Since Avro is a binary data format, Discovery handles Avro differently.

Avro files typically embed a schema for all the data stored in those files. Using the Avro API, the Discovery parser first checks to see if the Avro schema is embedded in the sample data being collected from the data source. If the Discovery parser finds the Avro schema in the sample data, it uses that schema to recommend object relational mapping for the Avro data.

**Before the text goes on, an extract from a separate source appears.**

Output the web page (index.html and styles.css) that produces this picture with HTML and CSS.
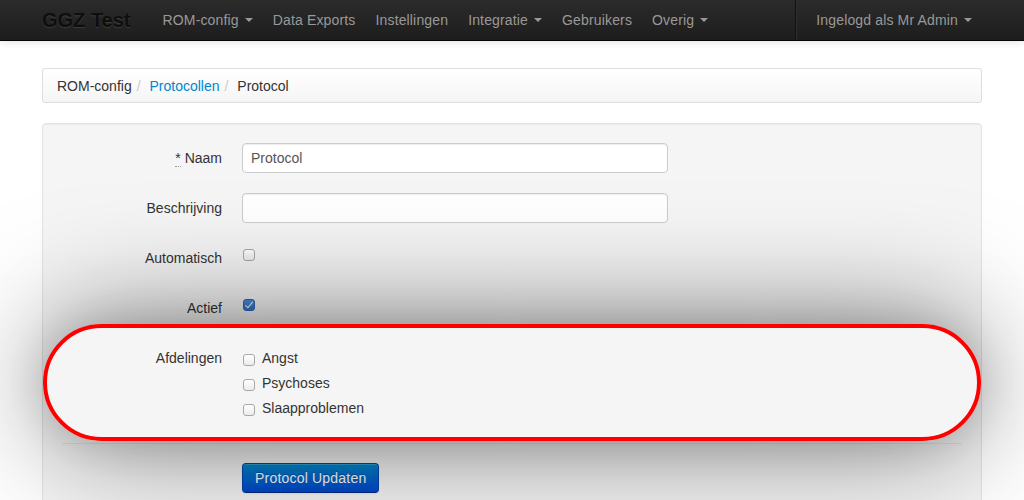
FILE: index.html
```html
<!DOCTYPE html>
<html lang="nl">
<head>
<meta charset="utf-8">
<title>GGZ Test - Protocol</title>
<link rel="stylesheet" href="styles.css">
</head>
<body>
<div class="navbar">
  <div class="container nav-inner">
    <a class="brand" href="#">GGZ Test</a>
    <ul class="nav">
      <li><a href="#">ROM-config <b class="caret"></b></a></li>
      <li><a href="#">Data Exports</a></li>
      <li><a href="#">Instellingen</a></li>
      <li><a href="#">Integratie <b class="caret"></b></a></li>
      <li><a href="#">Gebruikers</a></li>
      <li><a href="#">Overig <b class="caret"></b></a></li>
    </ul>
    <ul class="nav nav-right">
      <li class="divider-vertical"></li>
      <li><a href="#">Ingelogd als Mr Admin <b class="caret"></b></a></li>
    </ul>
  </div>
</div>

<div class="container page">
  <ul class="breadcrumb">
    <li>ROM-config<span class="divider">/</span></li>
    <li><a href="#">Protocollen</a><span class="divider">/</span></li>
    <li class="active">Protocol</li>
  </ul>

  <form class="well form-horizontal">
    <div class="control-group">
      <label class="control-label"><abbr title="verplicht">*</abbr> Naam</label>
      <div class="controls"><input class="text-input" type="text" value="Protocol"></div>
    </div>
    <div class="control-group">
      <label class="control-label">Beschrijving</label>
      <div class="controls"><input class="text-input" type="text" value=""></div>
    </div>
    <div class="control-group">
      <label class="control-label">Automatisch</label>
      <div class="controls"><input class="cb single" type="checkbox"></div>
    </div>
    <div class="control-group">
      <label class="control-label">Actief</label>
      <div class="controls"><input class="cb single" type="checkbox" checked></div>
    </div>
    <div class="control-group highlighted">
      <label class="control-label">Afdelingen</label>
      <div class="controls">
        <label class="checkbox"><input class="cb" type="checkbox">Angst</label>
        <label class="checkbox"><input class="cb" type="checkbox">Psychoses</label>
        <label class="checkbox"><input class="cb" type="checkbox">Slaapproblemen</label>
      </div>
      <div class="highlight"></div>
    </div>
    <div class="form-actions">
      <button type="button" class="btn-primary">Protocol Updaten</button>
    </div>
  </form>
</div>
</body>
</html>
```
FILE: styles.css
```css
* { box-sizing: border-box; }

body {
  margin: 0;
  font-family: "Liberation Sans", Helvetica, Arial, sans-serif;
  font-size: 14px;
  line-height: 20px;
  color: #333;
  background: #fff;
}

.container {
  width: 940px;
  margin: 0 auto;
}

/* Navbar */
.navbar {
  background: linear-gradient(#2b2b2b, #1d1d1d);
  border-bottom: 1px solid #050505;
  box-shadow: 0 1px 8px rgba(0, 0, 0, 0.12);
}

.nav-inner {
  display: flex;
  height: 40px;
}

.brand {
  padding: 10px 22px 10px 0;
  font-size: 20px;
  font-weight: 700;
  line-height: 20px;
  color: #0e0e0e;
  text-decoration: none;
  text-shadow: 0 1px 1px rgba(255, 255, 255, 0.12);
}

.nav {
  display: flex;
  list-style: none;
  margin: 0;
  padding: 0;
}

.nav a {
  display: block;
  padding: 10px;
  color: #999;
  text-decoration: none;
  line-height: 20px;
  letter-spacing: 0.15px;
}

.nav-right {
  margin-left: auto;
}

.divider-vertical {
  height: 40px;
  margin: 0 9px;
  border-left: 1px solid #111;
  border-right: 1px solid #2e2e2e;
}

.caret {
  display: inline-block;
  width: 0;
  height: 0;
  vertical-align: top;
  margin-top: 8px;
  margin-left: 2px;
  border-top: 4px solid #999;
  border-left: 4px solid transparent;
  border-right: 4px solid transparent;
}

/* Page */
.page {
  padding-top: 27px;
}

.breadcrumb {
  list-style: none;
  margin: 0 0 20px;
  padding: 7px 14px 6px;
  background: linear-gradient(#ffffff, #f5f5f5);
  border: 1px solid #dedede;
  border-radius: 3px;
  box-shadow: inset 0 1px 0 #fff;
}

.breadcrumb li {
  display: inline;
}

.breadcrumb a {
  color: #0088cc;
  text-decoration: none;
}

.breadcrumb .divider {
  padding: 0 5px;
  color: #ccc;
}

/* Well / form */
.well {
  margin: 0 0 20px;
  padding: 19px;
  background: #f5f5f5;
  border: 1px solid #e3e3e3;
  border-radius: 4px;
  box-shadow: inset 0 1px 1px rgba(0, 0, 0, 0.05);
}

.control-group {
  display: grid;
  grid-template-columns: 160px 1fr;
  column-gap: 20px;
  min-height: 30px;
  margin-bottom: 20px;
}

.control-label {
  padding-top: 5px;
  text-align: right;
}

abbr {
  text-decoration: none;
  border-bottom: 1px dotted #999;
  cursor: help;
}

.text-input {
  display: block;
  width: 426px;
  height: 30px;
  padding: 4px 8px;
  font-family: inherit;
  font-size: 14px;
  line-height: 20px;
  color: #555;
  background: #fff;
  border: 1px solid #ccc;
  border-radius: 4px;
  box-shadow: inset 0 1px 1px rgba(0, 0, 0, 0.075);
  margin: 0;
}

.cb {
  appearance: none;
  -webkit-appearance: none;
  position: relative;
  width: 12px;
  height: 12px;
  margin: 0;
  flex: none;
  border: 1px solid #a8a8a8;
  border-radius: 3px;
  background: linear-gradient(#ffffff, #ececec);
}

.cb:checked {
  background: linear-gradient(#4a90e0, #2f74cc);
  border-color: #2a68b8;
}

.cb:checked::after {
  content: "";
  position: absolute;
  left: 3px;
  top: 0px;
  width: 3px;
  height: 7px;
  border: solid #fff;
  border-width: 0 1.5px 1.5px 0;
  transform: rotate(40deg);
}

.cb.single {
  display: block;
  margin: 6px 0 0 1px;
}

.checkbox {
  display: flex;
  align-items: flex-start;
  padding-top: 5px;
}

.checkbox .cb {
  margin: 6px 7px 0 1px;
}

/* Highlight overlay */
.highlighted {
  position: relative;
}

.highlight {
  position: absolute;
  top: -19px;
  left: -19px;
  right: -19px;
  bottom: -23px;
  border: 4px solid #ff0000;
  border-radius: 60px;
  box-shadow: 0 0 120px rgba(0, 0, 0, 0.55), 0 0 40px rgba(0, 0, 0, 0.12);
  pointer-events: none;
  z-index: 10;
}

.form-actions {
  margin-top: 25px;
  padding: 19px 20px 20px 180px;
  border-top: 1px solid #e5e5e5;
}

.btn-primary {
  display: inline-block;
  padding: 4px 12px;
  font-family: inherit;
  font-size: 14px;
  line-height: 20px;
  letter-spacing: 0.2px;
  color: #fff;
  text-shadow: 0 -1px 0 rgba(0, 0, 0, 0.25);
  background: linear-gradient(#0088cc, #0044cc);
  border: 1px solid #0044aa;
  border-bottom-color: #002a80;
  border-radius: 4px;
  box-shadow: inset 0 1px 0 rgba(255, 255, 255, 0.2), 0 1px 2px rgba(0, 0, 0, 0.05);
  cursor: pointer;
}
```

If the schema is not embedded in the sample data, the Discovery parser will return 'UNKNOWN' or 'BINARY' as a recommended parser. If you get this result, you can specify an AVRO_SCHEMA_FILE option in Foreign Stream options and try using the Discovery parser again. See the CREATE FOREIGN STREAM topic in the Streaming SQL Reference Guide.

Once you specify the AVRO_SCHEMA_FILE, the Discovery parser uses the schema in the AVRO_SCHEMA_FILE to recommend object relational mapping for Avro data.

In either case, the Discovery parser recommends data type mapping between AVRO & SQL types. See Avro Ingestion Rules in the Reading Avro topic for more details.

Discovery may recommend that one of the embedded arrays be flattened. The simple heuristic is to recommend the array with most number of fields in each array element.